Mensen vragen me vaak hoeveel research ik in mijn boeken steek en dan moet ik altijd erkennen dat ik er een hekel aan heb en mijn verhalen het liefst verzin. Maar soms kom ik er niet onderuit om dingen echt uit te zoeken en zonder hulp van de volgende personen was het me niet gelukt om Roerloos te schrijven: dr. Alan Marcus, die me van een lading aantekeningen voorzag over wat er allemaal kan gebeuren met iemand die door een auto is aangereden, met inbegrip van de verschillende tests, operaties en procedures die dan in het ziekenhuis kunnen worden uitgevoerd; dr. Keith Meloff, die me bijzonderheden verstrekte over wat er gebeurt met de hersenen van iemand die in coma ligt; en dr. Terry Bates, die me antwoord gaf op heel veel vragen van terloopsere aard. Deze drie heren hebben me zeer hoffelijk en vriendelijk bijgestaan en daarvoor wil ik hen nogmaals danken.
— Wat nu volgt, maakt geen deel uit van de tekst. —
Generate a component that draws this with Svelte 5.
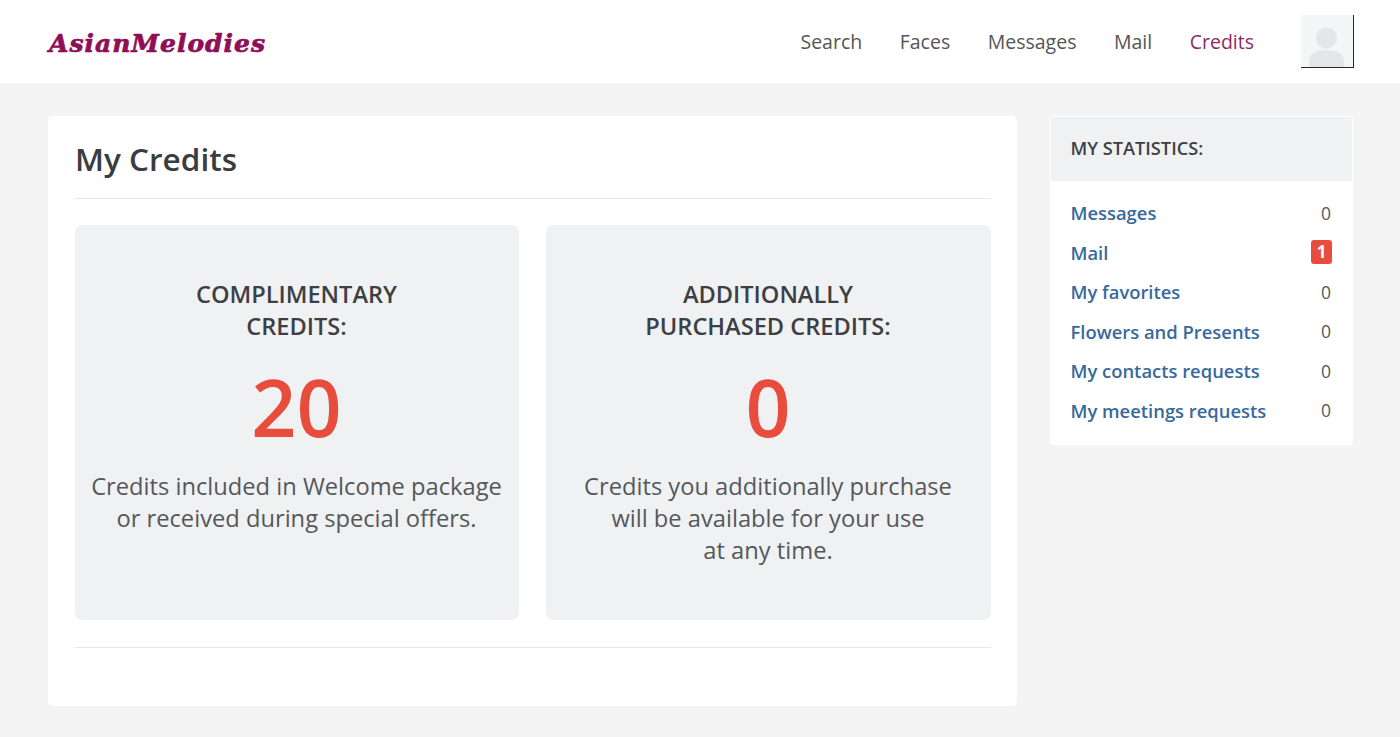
<script>
  const nav = ['Search', 'Faces', 'Messages', 'Mail', 'Credits'];
  const stats = [
    ['Messages', 0],
    ['Mail', 1],
    ['My favorites', 0],
    ['Flowers and Presents', 0],
    ['My contacts requests', 0],
    ['My meetings requests', 0]
  ];
</script>

<header class="top">
  <a class="logo" href="#/">AsianMelodies</a>
  <nav class="nav">
    {#each nav as item}
      <a href="#/" class:active={item === 'Credits'}>{item}</a>
    {/each}
    <div class="avatar">
      <svg viewBox="0 0 52 52" width="52" height="52" aria-hidden="true">
        <rect width="52" height="52" fill="#f4f5f6" />
        <circle cx="25.5" cy="23" r="10.5" fill="#e4e7ea" />
        <path d="M8 52 V47 C8 38 16 35 25.5 35 C35 35 43 38 43 47 V52 Z" fill="#e4e7ea" />
      </svg>
    </div>
  </nav>
</header>

<main class="page">
  <section class="panel">
    <h1>My Credits</h1>
    <div class="boxes">
      <article class="box">
        <h2>COMPLIMENTARY<br />CREDITS:</h2>
        <div class="num">20</div>
        <p>Credits included in Welcome package<br />or received during special offers.</p>
      </article>
      <article class="box">
        <h2>ADDITIONALLY<br />PURCHASED CREDITS:</h2>
        <div class="num">0</div>
        <p>Credits you additionally purchase<br />will be available for your use<br />at any time.</p>
      </article>
    </div>
  </section>

  <aside class="side">
    <h3>MY STATISTICS:</h3>
    <ul>
      {#each stats as [label, n]}
        <li>
          <a href="#/">{label}</a>
          {#if n > 0}<span class="badge">{n}</span>{:else}<span class="zero">{n}</span>{/if}
        </li>
      {/each}
    </ul>
  </aside>
</main>

<style>
  :global(body) {
    margin: 0;
    background: #f4f4f5;
    font-family: "Open Sans", "Noto Sans", sans-serif;
    color: #3d4043;
  }
  a { text-decoration: none; }

  .top {
    height: 83px;
    background: #fff;
    display: flex;
    align-items: center;
    justify-content: space-between;
    padding: 0 46px 0 49px;
  }
  .logo {
    font-family: "DejaVu Serif", serif;
    font-style: italic;
    font-weight: 700;
    font-size: 25px;
    line-height: 34px;
    margin-top: 4px;
    letter-spacing: 1px;
    color: #8f0f57;
    -webkit-text-stroke: 0.7px #8f0f57;
  }
  .nav {
    display: flex;
    align-items: center;
    font-size: 19.5px;
  }
  .nav a {
    color: #555;
    margin-right: 37.5px;
  }
  .nav a.active { color: #8e2a62; margin-right: 47px; }
  .avatar {
    width: 52px;
    height: 52px;
    border-right: 1px solid #23262a;
    border-bottom: 1px solid #23262a;
    overflow: hidden;
  }
  .avatar svg { display: block; }

  .page {
    display: flex;
    align-items: flex-start;
    gap: 33px;
    padding: 33px 47px 30px 48px;
  }
  .panel {
    width: 969px;
    box-sizing: border-box;
    height: 590px;
    background: #fff;
    border-radius: 5px;
    padding: 0 26px 0 27px;
  }
  h1 {
    margin: 0;
    height: 83px;
    box-sizing: border-box;
    border-bottom: 1px solid #e5e7e9;
    font-size: 31.5px;
    font-weight: 600;
    line-height: 86px;
    color: #3a3d40;
  }
  .boxes {
    display: grid;
    grid-template-columns: 444px 445px;
    gap: 27px;
    padding: 26px 0 27px;
    border-bottom: 1px solid #e5e7e9;
  }
  .box {
    height: 395px;
    box-sizing: border-box;
    background: #f0f1f3;
    border-radius: 7px;
    padding: 53px 1px 0 0;
    text-align: center;
  }
  h2 {
    margin: 0;
    font-size: 23.6px;
    font-weight: 600;
    line-height: 32px;
    color: #3d4043;
  }
  .num {
    margin-top: 12px;
    font-size: 79px;
    font-weight: 600;
    line-height: 106px;
    color: #e84c3d;
  }
  .box p {
    margin: 10px 0 0;
    font-size: 23.7px;
    line-height: 32px;
    color: #55585b;
  }

  .side {
    width: 303px;
    box-sizing: border-box;
    background: #fff;
    border-radius: 4px;
    padding: 1px 1px 15px;
  }
  h3 {
    margin: 0;
    height: 64px;
    box-sizing: border-box;
    background: #f0f1f3;
    padding: 0 19.5px;
    font-size: 18.2px;
    font-weight: 600;
    line-height: 63px;
    color: #3d4043;
  }
  ul {
    list-style: none;
    margin: 0;
    padding: 12px 20px 0 19.5px;
  }
  li {
    display: flex;
    justify-content: space-between;
    align-items: center;
    height: 39.5px;
    font-size: 18.4px;
  }
  li a {
    color: #38699c;
    font-weight: 600;
  }
  .zero {
    color: #55585b;
    font-size: 17.5px;
    margin-right: 1px;
  }
  .badge {
    width: 21px;
    height: 24px;
    border-radius: 3px;
    background: #e84c3d;
    color: #fff;
    font-size: 17px;
    font-weight: 700;
    line-height: 24px;
    text-align: center;
  }
</style>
Mijn bijzondere dank gaat uit naar dr. Eddy Slotnick en zijn vrouw Vicki die me heel veel informatie over Philadelphia en zijn voorsteden hebben verschaft. Ik heb vaak gebruikgemaakt van de aantekeningen van mijn gesprekken met hen en ik hoop dat mijn weergave van details klopt.

Mijn dank – plus knuffels en kussen – gaat uiteraard ook uit naar mijn man en dochters. Shannon wil ik nog eens extra bedanken voor haar hulp met mijn e-mail. En Aurora natuurlijk, omdat je mijn leven zoveel gemakkelijker maakt en er ook nog eens voor zorgt dat ik goed te eten krijg. En tot slot dank ik jullie, lezers. Jullie steun en jullie brieven ter aanmoediging zijn voor mij een voortdurende bron van blijdschap en voldoening. Als jullie nu blijven lezen, dan blijf ik schrijven.